Special Pub. Week of November 29, 2003

THE INDEPENDENTS 2003: ASRC firm gets ANWR well contract

Kay Cashman

Petroleum News

The Alaska Division of Oil and Gas has selected ASRC Energy Services as its first choice to assist it in drawing up preliminary plans for an ANWR stratigraphic test well. Anchorage-based ASRC Energy Services was one of two companies that responded to a Sept. 26 RFP from the state of Alaska for planning the well and putting a consortium together to drill it.

“We have recommended our contracting office enter into negotiations with ASRC Energy Services to negotiate a contract,” division geologist Jim Cowan told Petroleum News Oct. 24.

If a satisfactory agreement is reached, the Arctic Slope Regional Corp. subsidiary will help the division and interested industry participants put together a plan for the ANWR test well, including a cost estimate. ASRC Energy Services will also solicit technical input and commitments from individuals or organizations willing to participate in a consortium to drill the well in the winter of 2004-2005 in the eastern Beaufort Sea offshore the Arctic National Wildlife Refuge’s 1002 area.

The state said the planning project is expected to cost $50,000.

According to the RFP, the division is looking at well locations on unleased state submerged lands approximately 30 miles southeast of Kaktovik, Alaska, “between the state’s three-mile limit and the coastal boundary of the Arctic National Wildlife Refuge. The area of interest is offshore of the Angun oil seep near Angun Point.”

A test well drilled in the eastern Beaufort offshore ANWR could provide valuable information about the geologic potential of both the coastal plain and eastern Beaufort waters — neither of which is currently offered by the state or feds for oil and gas leasing, Alaska Division of Oil and Gas Director Mark Myers told Petroleum News Aug. 12.

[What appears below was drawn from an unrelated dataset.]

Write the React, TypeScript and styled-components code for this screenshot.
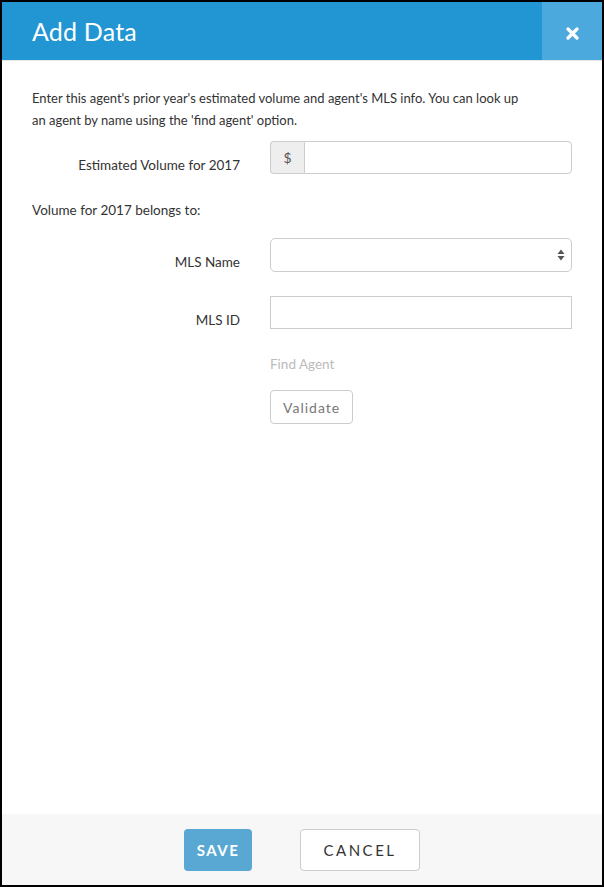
import styled, { createGlobalStyle } from 'styled-components';

const GlobalStyle = createGlobalStyle`
  html, body {
    margin: 0;
    padding: 0;
    background: #000;
  }
  * {
    box-sizing: border-box;
  }
`;

const App = () => {
  return (
    <>
      <GlobalStyle />
      <SModal>
        <SHeader>
          <STitle>Add Data</STitle>
          <SClose aria-label="close">
            <svg width="13" height="13" viewBox="0 0 13 13">
              <path d="M2 2 L11 11 M11 2 L2 11" stroke="#fff" strokeWidth="3.2" strokeLinecap="round" />
            </svg>
          </SClose>
        </SHeader>
        <SBody>
          <SIntro>
            Enter this agent's prior year's estimated volume and agent's MLS info. You can look up an agent by name using the 'find agent' option.
          </SIntro>
          <SRow>
            <SLabel>Estimated Volume for 2017</SLabel>
            <SGroup>
              <SAddon>$</SAddon>
              <SInput $grouped />
            </SGroup>
          </SRow>
          <SNote>Volume for 2017 belongs to:</SNote>
          <SRow $top={20}>
            <SLabel>MLS Name</SLabel>
            <SSelect>
              <svg width="8" height="12" viewBox="0 0 8 12">
                <path d="M4 0.5 L7.5 5 L0.5 5 Z M0.5 7 L7.5 7 L4 11.5 Z" fill="#555" />
              </svg>
            </SSelect>
          </SRow>
          <SRow $top={24}>
            <SLabel>MLS ID</SLabel>
            <SInput />
          </SRow>
          <SActions>
            <SLink>Find Agent</SLink>
            <SValidate>Validate</SValidate>
          </SActions>
        </SBody>
        <SFooter>
          <SSave>SAVE</SSave>
          <SCancel>CANCEL</SCancel>
        </SFooter>
      </SModal>
    </>
  );
};

export default App;

const SModal = styled.div`
  display: flex;
  flex-direction: column;
  width: 604px;
  height: 887px;
  border: 2px solid #000;
  background-color: #fff;
  font-family: Lato, 'Liberation Sans', sans-serif;
  color: #333;
`;
const SHeader = styled.div`
  display: flex;
  justify-content: space-between;
  height: 59px;
  background-color: #2196d3;
  border-bottom: 1px solid #e6e6e6;
`;
const STitle = styled.h1`
  margin: 0;
  padding: 0 0 0 30px;
  line-height: 58px;
  font-size: 25px;
  font-weight: 400;
  color: #fff;
  letter-spacing: 0.2px;
`;
const SClose = styled.div`
  display: flex;
  align-items: center;
  justify-content: center;
  width: 60px;
  height: 58px;
  padding-top: 4px;
  background-color: #4ba9dd;
`;
const SBody = styled.div`
  flex: 1;
  padding: 26px 30px 0 30px;
`;
const SIntro = styled.p`
  margin: 0;
  max-width: 495px;
  font-size: 13px;
  line-height: 22px;
  color: #333;
`;
const SRow = styled.div<{ $top?: number }>`
  display: grid;
  grid-template-columns: 208px 302px;
  column-gap: 30px;
  align-items: center;
  margin-top: ${({ $top }) => $top ?? 10}px;
`;
const SLabel = styled.label`
  padding-top: 14px;
  text-align: right;
  font-size: 13.5px;
  color: #333;
`;
const SGroup = styled.div`
  display: flex;
  height: 33px;
`;
const SAddon = styled.span`
  display: flex;
  align-items: center;
  justify-content: center;
  width: 34px;
  border: 1px solid #ccc;
  border-right: none;
  border-radius: 4px 0 0 4px;
  background-color: #eee;
  font-size: 14px;
  color: #555;
`;
const SInput = styled.div<{ $grouped?: boolean }>`
  flex: 1;
  height: 33px;
  border: 1px solid #ccc;
  border-radius: ${({ $grouped }) => ($grouped ? '0 4px 4px 0' : '0')};
  background-color: #fff;
`;
const SNote = styled.p`
  margin: 28px 0 0;
  font-size: 13.5px;
  color: #333;
`;
const SSelect = styled.div`
  display: flex;
  align-items: center;
  justify-content: flex-end;
  height: 34px;
  padding-right: 6px;
  border: 1px solid #ccc;
  border-radius: 5px;
  background-color: #fff;
`;
const SActions = styled.div`
  display: flex;
  flex-direction: column;
  align-items: flex-start;
  gap: 18px;
  margin: 27px 0 0 238px;
`;
const SLink = styled.span`
  font-size: 13.5px;
  color: #bbb;
`;
const SValidate = styled.button`
  height: 34px;
  padding: 0 12px;
  border: 1px solid #ccc;
  border-radius: 4px;
  background-color: #fff;
  font-family: inherit;
  font-size: 14px;
  letter-spacing: 1px;
  color: #777;
`;
const SFooter = styled.div`
  display: flex;
  justify-content: center;
  align-items: center;
  gap: 48px;
  height: 71px;
  background-color: #f7f7f7;
`;
const SSave = styled.button`
  width: 68px;
  height: 42px;
  border: none;
  border-radius: 4px;
  background-color: #58a8d3;
  font-family: inherit;
  font-size: 15px;
  font-weight: 700;
  letter-spacing: 1.5px;
  color: #fff;
`;
const SCancel = styled.button`
  width: 120px;
  height: 42px;
  border: 1px solid #ccc;
  border-radius: 4px;
  background-color: #fff;
  font-family: inherit;
  font-size: 15px;
  letter-spacing: 2.5px;
  color: #333;
`;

“This is an area that has been under-evaluated and this … (test) well could provide the data, the catalyst for more frontier exploration,” he said.

The state is, “at present, entitled to 90 percent of the royalties that might result from any production from within the ANWR and to 27 percent of royalties paid to the federal government for production from the outer continental shelf offshore Alaska,” the RFP said.

The RFP asked for work to be completed by Jan. 5, but Cowan said that date will likely be renegotiated for a later date “sometime in the first quarter of next year.”

The well would be subject to normal permitting requirements and would likely be eligible for the state’s 40 percent exploration tax credit, division director Mark Myers said in August.